The Caps have a pair of top shootout performers in Oshie and Evgeny Kuznetsov. Oshie is a perfect 3 for 3 this season, with one game deciding goal, and Kuznetsov is 2 for 4.

At the other end, Holtby is 0-3 in games decided in the shootout, allowing seven goals on 12 shots against. He’s also not a fan of deciding games in a skills competition. Grubauer, meantime, earned the Caps’ only shootout win, at Carolina on Dec. 16, though it should be noted both Hurricanes’ shooters were officially credited with missing the net.    

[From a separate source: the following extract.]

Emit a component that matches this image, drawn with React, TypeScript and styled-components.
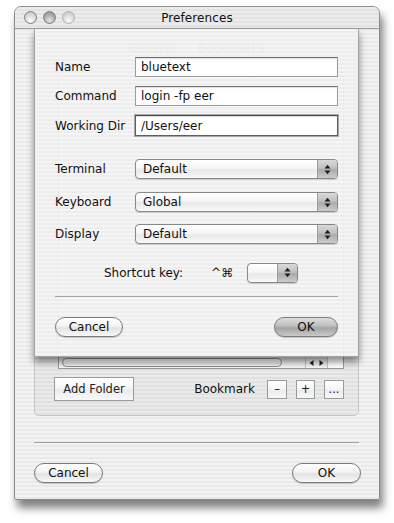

“I don’t think there’s such a thing as automatic,” Trotz said, asked if his team should be better based on its collective skill level. “It’s a skill set. It’s not really about natural goal scoring. It’s about reading and deception and being able to sell your wares coming into the goalie and then executing.”

“Like T.J., he goes in there with three or four moves and he executes,” Trotz added. “And that’s why he’s so good. He sells deception. He doesn’t have a lot of tells and when it comes to the execution part, he’s able to do that. We have a lot of guys that can do that. You’d be amazed at some guys that are so skilled and then you throw them out there and they do something totally different and are not able to get it done.”

As the league prepares to return from Christmas break, Detroit has been best in shootouts (5-0) while Toronto has been worst (0-5). The Caps rank toward the bottom, but Trotz feels like they could and should be higher.

 

And they’ll keep working at it until they are.

“That’s something we can be better at,” he said, “everything from Holts’ patience on those [shots] to us executing. So it’s not one thing. It’s a little bit of both.”